#### Stated problem
Locate every line in the records below that contains the word "styles", and copy each one.

--------------------------------------------------

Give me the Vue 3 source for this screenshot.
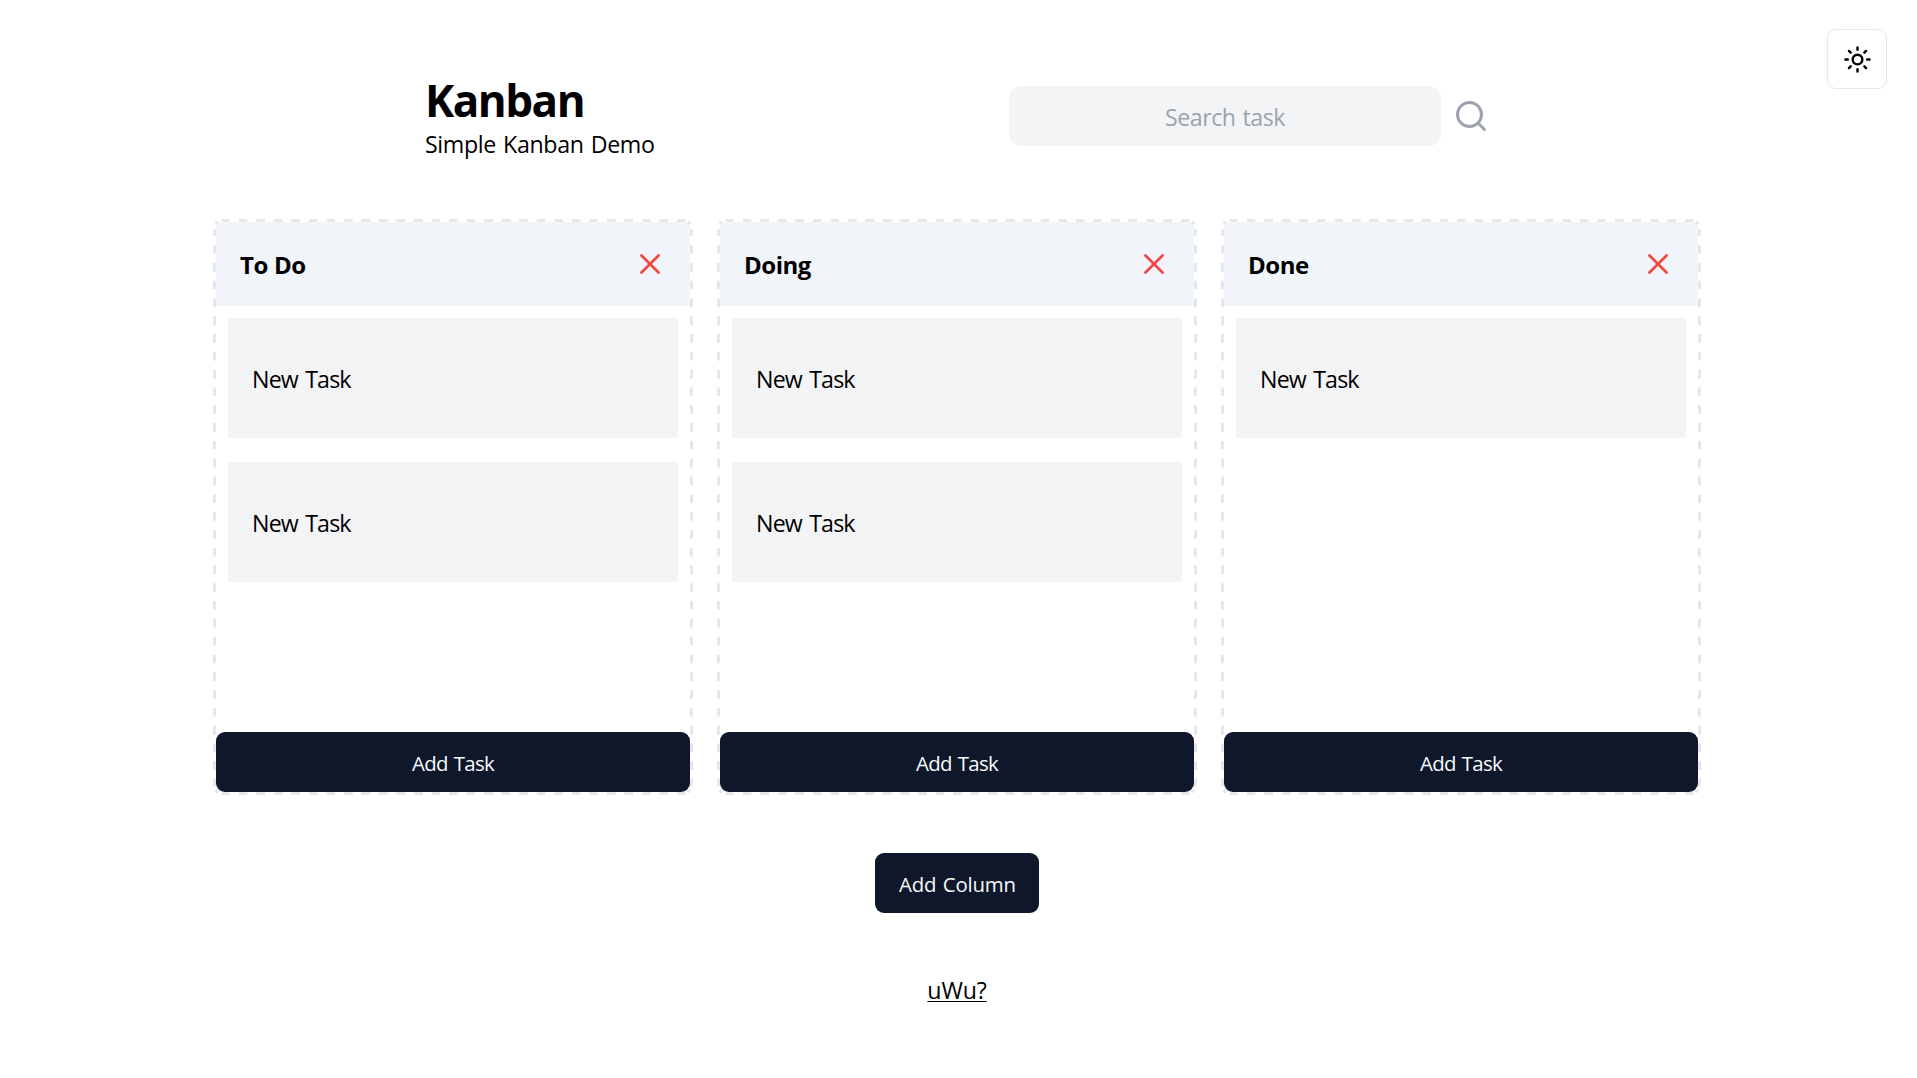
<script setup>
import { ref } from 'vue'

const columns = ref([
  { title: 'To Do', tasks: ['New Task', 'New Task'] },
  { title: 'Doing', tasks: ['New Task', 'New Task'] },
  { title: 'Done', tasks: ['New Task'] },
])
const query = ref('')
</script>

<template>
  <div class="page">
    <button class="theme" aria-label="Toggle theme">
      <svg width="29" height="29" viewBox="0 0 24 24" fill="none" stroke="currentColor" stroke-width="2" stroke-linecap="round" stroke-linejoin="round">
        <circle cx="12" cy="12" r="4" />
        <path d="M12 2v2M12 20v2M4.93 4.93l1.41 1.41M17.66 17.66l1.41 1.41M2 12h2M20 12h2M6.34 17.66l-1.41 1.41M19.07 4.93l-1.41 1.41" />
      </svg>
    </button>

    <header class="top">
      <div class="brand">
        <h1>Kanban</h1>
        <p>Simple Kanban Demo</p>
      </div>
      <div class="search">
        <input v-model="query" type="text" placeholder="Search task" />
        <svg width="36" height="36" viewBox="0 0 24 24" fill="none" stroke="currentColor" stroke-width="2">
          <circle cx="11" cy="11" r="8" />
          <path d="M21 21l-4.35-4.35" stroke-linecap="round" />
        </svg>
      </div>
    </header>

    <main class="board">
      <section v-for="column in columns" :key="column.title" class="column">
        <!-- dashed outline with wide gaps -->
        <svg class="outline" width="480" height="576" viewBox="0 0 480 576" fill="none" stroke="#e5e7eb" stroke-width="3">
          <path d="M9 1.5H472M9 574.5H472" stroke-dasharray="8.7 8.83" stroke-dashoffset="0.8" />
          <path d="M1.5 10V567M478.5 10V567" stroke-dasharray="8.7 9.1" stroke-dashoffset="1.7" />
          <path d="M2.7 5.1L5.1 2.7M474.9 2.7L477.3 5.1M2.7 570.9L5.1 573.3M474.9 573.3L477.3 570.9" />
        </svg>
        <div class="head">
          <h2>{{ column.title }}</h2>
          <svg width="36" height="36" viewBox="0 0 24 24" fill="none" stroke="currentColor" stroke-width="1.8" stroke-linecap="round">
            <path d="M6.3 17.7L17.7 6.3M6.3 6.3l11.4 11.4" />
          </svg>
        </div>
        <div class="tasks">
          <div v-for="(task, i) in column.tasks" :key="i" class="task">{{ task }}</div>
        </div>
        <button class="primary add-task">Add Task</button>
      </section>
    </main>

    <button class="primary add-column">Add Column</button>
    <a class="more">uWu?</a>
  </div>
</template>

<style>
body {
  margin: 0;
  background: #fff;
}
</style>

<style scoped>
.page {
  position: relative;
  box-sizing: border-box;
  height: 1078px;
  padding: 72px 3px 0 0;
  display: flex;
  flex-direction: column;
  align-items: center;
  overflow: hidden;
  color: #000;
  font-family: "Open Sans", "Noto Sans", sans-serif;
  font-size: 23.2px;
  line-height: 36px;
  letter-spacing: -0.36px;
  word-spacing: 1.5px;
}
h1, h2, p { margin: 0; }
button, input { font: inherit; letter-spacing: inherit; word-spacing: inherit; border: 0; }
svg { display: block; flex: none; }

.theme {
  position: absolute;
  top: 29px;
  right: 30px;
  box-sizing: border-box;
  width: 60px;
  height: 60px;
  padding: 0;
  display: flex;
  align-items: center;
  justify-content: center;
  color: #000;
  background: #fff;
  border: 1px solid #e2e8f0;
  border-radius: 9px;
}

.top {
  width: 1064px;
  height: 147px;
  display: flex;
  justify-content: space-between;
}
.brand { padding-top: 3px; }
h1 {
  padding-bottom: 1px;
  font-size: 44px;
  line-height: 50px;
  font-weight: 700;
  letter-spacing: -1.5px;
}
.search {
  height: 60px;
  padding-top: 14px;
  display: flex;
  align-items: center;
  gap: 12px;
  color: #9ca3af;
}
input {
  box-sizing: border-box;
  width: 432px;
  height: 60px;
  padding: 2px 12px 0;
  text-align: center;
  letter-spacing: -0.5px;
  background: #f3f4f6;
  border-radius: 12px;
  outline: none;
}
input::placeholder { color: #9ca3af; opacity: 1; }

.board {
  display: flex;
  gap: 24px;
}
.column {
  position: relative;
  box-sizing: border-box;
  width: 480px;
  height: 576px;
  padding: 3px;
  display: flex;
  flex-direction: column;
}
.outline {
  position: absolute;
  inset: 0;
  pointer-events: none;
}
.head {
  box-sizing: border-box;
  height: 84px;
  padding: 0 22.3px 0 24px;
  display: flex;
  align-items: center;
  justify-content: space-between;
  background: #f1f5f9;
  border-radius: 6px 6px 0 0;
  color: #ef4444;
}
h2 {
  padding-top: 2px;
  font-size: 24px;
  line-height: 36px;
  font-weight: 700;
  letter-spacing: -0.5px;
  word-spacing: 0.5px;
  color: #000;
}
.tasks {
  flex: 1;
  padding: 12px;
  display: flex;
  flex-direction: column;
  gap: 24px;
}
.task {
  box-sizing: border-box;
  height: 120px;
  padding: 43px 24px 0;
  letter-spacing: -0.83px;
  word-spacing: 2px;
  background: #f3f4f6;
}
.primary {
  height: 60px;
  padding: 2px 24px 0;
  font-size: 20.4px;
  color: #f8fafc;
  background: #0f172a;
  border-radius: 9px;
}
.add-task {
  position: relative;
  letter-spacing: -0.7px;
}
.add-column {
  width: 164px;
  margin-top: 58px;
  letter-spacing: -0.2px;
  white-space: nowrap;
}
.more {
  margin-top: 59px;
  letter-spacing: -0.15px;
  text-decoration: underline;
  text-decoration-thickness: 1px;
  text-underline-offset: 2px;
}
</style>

--------------------------------------------------

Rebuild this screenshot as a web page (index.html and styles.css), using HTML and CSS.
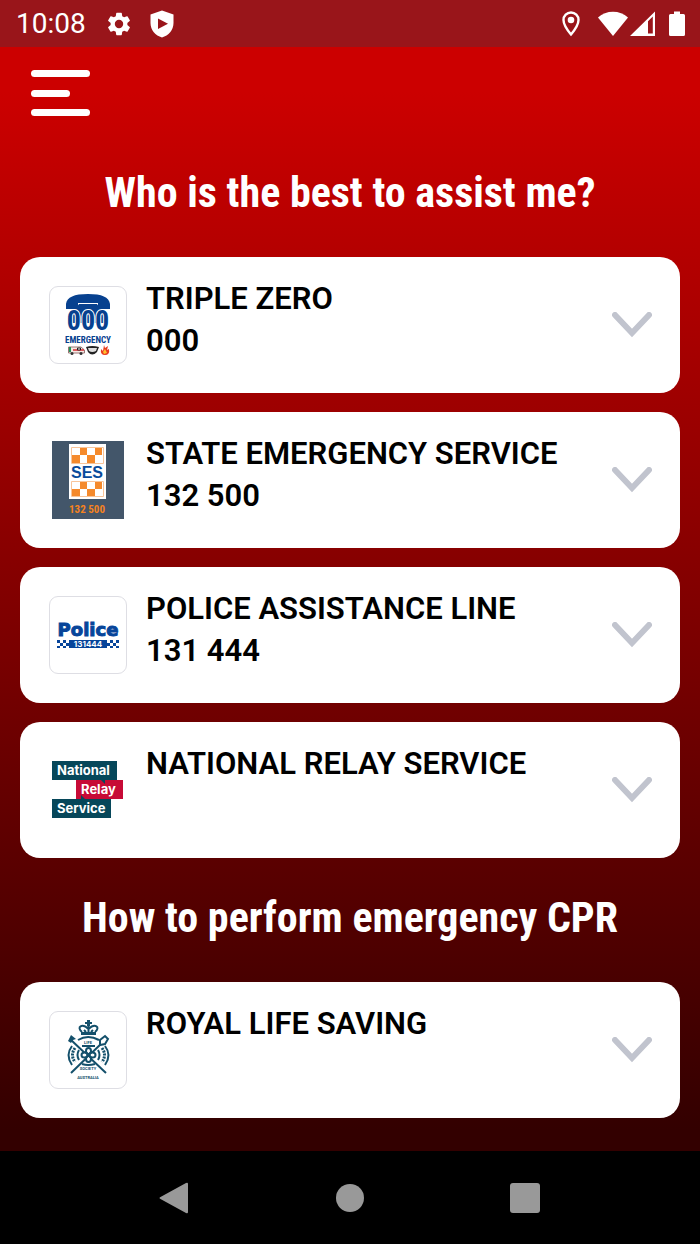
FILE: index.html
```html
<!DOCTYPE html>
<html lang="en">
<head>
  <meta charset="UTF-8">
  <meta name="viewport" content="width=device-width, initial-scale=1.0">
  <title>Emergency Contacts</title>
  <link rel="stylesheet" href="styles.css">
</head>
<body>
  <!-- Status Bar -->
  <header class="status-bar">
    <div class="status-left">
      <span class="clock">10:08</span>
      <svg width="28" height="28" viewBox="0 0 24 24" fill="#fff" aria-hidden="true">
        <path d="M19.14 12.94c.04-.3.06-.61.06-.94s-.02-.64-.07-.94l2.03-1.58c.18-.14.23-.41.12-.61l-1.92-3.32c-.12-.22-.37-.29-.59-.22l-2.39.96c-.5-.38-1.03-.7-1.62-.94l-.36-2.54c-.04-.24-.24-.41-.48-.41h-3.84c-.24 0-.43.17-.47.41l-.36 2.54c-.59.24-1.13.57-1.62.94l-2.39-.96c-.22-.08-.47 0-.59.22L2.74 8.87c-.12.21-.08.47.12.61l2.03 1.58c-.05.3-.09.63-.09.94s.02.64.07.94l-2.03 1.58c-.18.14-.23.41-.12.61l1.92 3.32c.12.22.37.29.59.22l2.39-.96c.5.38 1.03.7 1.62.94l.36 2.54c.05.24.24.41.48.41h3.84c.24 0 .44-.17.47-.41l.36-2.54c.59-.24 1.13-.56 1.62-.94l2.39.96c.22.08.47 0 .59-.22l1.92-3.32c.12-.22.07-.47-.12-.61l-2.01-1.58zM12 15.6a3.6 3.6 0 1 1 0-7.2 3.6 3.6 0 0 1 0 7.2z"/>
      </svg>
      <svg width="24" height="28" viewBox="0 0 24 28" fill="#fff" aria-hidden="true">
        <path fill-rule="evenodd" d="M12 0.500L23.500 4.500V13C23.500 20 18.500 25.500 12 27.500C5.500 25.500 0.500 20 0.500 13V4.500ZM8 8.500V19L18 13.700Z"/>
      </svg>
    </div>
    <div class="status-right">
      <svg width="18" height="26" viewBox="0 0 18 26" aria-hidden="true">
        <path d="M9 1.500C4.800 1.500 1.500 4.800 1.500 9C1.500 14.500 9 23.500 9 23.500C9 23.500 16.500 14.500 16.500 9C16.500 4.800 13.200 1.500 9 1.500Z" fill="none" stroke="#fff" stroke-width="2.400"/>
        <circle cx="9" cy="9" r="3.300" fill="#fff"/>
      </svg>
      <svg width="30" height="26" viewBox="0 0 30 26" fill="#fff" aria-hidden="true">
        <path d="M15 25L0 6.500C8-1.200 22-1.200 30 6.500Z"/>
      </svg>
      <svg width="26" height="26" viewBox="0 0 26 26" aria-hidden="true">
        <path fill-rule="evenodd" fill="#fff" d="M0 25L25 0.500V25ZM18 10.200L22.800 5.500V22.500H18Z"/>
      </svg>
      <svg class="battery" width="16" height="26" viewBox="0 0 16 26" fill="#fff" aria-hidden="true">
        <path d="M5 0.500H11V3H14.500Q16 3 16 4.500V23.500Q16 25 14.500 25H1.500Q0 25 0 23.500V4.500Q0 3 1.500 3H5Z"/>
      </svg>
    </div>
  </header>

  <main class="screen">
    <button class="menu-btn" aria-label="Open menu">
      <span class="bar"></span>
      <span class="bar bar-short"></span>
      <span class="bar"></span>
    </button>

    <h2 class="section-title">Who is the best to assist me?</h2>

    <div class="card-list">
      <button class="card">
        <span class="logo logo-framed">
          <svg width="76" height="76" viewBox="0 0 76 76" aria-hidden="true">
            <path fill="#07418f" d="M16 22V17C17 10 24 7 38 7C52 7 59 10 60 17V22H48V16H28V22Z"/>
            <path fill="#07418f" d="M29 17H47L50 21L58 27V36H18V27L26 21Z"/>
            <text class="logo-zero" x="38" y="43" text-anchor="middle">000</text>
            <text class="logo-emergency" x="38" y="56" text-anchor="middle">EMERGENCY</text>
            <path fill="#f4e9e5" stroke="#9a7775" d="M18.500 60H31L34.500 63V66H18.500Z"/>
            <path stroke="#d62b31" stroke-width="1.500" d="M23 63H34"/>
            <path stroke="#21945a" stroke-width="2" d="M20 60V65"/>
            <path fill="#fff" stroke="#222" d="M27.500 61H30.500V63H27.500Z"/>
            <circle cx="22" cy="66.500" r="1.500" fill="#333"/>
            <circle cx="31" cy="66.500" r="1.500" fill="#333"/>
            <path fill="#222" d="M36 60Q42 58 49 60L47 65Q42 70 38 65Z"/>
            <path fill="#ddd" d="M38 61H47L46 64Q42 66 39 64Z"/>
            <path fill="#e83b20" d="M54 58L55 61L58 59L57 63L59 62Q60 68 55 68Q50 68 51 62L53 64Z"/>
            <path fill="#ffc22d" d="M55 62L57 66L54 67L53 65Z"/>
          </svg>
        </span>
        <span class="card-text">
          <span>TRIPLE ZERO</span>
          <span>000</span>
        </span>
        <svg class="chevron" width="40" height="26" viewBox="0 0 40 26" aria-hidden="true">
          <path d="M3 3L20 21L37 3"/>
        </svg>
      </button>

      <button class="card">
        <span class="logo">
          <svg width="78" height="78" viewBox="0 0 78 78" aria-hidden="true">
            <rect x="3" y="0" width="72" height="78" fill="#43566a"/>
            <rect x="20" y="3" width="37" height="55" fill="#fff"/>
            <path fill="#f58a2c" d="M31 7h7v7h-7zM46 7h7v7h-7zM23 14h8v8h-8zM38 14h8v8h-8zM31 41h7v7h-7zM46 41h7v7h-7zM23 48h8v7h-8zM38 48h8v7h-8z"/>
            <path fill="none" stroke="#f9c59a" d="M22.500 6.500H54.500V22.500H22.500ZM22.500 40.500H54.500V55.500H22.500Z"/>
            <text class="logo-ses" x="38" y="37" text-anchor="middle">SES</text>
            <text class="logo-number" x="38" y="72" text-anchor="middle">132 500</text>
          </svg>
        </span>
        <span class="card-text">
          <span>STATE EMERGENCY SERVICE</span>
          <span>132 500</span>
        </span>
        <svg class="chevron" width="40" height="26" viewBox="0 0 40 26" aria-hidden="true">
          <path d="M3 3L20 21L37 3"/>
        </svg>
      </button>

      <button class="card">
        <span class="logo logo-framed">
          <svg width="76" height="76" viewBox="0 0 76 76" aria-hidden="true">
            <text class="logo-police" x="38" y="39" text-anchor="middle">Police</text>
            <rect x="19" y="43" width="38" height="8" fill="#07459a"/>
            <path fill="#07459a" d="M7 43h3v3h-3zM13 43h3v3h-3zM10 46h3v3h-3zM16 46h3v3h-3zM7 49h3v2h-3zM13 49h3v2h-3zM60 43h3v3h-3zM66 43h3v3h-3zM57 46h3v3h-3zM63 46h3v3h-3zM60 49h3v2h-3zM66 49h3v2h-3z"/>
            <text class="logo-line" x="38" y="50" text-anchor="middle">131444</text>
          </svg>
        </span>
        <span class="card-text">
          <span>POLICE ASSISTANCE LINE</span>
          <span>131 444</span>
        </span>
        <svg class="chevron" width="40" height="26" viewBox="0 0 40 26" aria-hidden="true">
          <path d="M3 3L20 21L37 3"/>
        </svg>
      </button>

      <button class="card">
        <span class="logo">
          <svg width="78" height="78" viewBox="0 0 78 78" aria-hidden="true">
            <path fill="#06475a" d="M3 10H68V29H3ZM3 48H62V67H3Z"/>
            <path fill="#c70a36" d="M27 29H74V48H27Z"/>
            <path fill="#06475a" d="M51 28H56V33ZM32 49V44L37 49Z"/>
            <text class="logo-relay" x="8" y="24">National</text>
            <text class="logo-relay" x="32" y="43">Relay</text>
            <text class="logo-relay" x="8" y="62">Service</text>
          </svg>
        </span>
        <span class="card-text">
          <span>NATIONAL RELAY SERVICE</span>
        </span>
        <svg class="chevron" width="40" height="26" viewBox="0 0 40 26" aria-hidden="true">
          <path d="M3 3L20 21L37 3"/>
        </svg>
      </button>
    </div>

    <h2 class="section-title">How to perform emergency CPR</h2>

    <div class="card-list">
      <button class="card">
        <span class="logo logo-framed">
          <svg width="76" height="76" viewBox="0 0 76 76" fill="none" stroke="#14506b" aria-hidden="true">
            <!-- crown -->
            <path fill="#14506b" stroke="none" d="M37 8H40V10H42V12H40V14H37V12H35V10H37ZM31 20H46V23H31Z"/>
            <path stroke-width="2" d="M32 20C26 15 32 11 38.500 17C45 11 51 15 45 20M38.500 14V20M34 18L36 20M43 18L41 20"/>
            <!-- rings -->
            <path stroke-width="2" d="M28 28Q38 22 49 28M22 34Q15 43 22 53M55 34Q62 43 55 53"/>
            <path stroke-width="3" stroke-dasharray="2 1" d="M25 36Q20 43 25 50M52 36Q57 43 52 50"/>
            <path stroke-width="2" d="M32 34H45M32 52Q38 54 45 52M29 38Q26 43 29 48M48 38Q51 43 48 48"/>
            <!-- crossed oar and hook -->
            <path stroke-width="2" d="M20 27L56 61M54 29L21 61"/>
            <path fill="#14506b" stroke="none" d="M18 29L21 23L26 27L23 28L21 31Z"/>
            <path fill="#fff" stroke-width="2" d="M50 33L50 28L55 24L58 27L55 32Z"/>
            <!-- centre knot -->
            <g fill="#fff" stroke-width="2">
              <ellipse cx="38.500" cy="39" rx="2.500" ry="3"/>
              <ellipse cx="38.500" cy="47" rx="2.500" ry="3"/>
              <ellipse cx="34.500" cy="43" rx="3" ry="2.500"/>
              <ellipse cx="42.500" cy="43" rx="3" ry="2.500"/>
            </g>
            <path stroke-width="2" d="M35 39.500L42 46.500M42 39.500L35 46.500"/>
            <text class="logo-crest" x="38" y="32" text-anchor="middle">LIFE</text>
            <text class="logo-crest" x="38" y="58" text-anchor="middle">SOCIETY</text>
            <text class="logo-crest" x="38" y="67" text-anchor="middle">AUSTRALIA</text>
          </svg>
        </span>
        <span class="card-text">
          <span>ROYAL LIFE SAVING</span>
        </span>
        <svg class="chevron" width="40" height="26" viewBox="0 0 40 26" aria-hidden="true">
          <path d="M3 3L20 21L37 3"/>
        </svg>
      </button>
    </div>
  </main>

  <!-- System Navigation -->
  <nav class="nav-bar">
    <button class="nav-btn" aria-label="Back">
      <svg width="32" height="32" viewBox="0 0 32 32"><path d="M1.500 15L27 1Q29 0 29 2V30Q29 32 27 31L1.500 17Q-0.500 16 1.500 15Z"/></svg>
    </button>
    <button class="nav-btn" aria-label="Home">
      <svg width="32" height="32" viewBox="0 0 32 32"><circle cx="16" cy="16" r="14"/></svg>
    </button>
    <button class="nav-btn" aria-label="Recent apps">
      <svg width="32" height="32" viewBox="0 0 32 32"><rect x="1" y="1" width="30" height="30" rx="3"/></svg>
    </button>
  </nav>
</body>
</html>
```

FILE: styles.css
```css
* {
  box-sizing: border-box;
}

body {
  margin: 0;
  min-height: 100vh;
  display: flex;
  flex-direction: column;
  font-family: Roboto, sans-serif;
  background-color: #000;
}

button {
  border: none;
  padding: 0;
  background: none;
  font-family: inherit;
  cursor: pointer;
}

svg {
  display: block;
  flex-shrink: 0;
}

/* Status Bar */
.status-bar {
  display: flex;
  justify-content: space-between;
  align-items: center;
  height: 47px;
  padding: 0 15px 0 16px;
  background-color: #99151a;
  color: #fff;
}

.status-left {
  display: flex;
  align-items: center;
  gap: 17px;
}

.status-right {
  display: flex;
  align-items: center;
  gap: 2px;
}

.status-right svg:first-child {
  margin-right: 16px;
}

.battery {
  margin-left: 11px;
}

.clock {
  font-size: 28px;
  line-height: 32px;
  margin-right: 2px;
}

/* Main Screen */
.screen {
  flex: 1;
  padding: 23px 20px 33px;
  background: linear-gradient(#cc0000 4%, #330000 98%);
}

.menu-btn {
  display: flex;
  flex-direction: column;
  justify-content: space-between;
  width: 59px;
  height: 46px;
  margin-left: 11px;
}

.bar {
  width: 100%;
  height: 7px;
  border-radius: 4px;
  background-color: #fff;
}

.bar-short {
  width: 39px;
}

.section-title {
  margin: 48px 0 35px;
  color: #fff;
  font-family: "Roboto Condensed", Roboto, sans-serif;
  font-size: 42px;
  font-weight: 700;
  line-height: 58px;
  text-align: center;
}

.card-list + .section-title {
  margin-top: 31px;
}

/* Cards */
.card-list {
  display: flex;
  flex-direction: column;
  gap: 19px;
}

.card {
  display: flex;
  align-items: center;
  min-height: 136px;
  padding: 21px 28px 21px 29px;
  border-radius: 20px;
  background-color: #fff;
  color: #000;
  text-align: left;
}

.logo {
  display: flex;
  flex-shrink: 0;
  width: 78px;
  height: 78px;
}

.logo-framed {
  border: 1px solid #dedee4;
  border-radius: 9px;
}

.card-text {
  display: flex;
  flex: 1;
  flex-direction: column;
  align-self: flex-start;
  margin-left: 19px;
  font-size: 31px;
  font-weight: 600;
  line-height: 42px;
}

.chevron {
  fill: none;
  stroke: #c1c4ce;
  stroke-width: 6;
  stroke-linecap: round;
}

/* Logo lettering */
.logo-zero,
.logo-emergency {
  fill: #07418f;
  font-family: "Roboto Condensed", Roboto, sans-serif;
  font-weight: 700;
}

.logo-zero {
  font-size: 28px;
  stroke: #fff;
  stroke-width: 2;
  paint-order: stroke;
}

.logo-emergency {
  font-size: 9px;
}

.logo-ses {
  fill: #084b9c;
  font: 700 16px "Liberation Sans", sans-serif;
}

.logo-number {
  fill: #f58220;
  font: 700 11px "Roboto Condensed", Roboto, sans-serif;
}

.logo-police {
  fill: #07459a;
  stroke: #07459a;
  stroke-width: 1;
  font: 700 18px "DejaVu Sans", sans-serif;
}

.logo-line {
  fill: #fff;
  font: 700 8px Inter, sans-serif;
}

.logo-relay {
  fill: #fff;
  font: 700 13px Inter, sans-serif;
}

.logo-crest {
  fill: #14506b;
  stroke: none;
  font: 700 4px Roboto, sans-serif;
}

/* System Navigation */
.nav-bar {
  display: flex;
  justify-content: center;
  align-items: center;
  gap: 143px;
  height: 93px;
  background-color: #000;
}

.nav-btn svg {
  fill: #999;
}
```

--------------------------------------------------

#### The solution
Rebuild this screenshot as a web page (index.html and styles.css), using HTML and CSS.
  <link rel="stylesheet" href="styles.css">
FILE: styles.css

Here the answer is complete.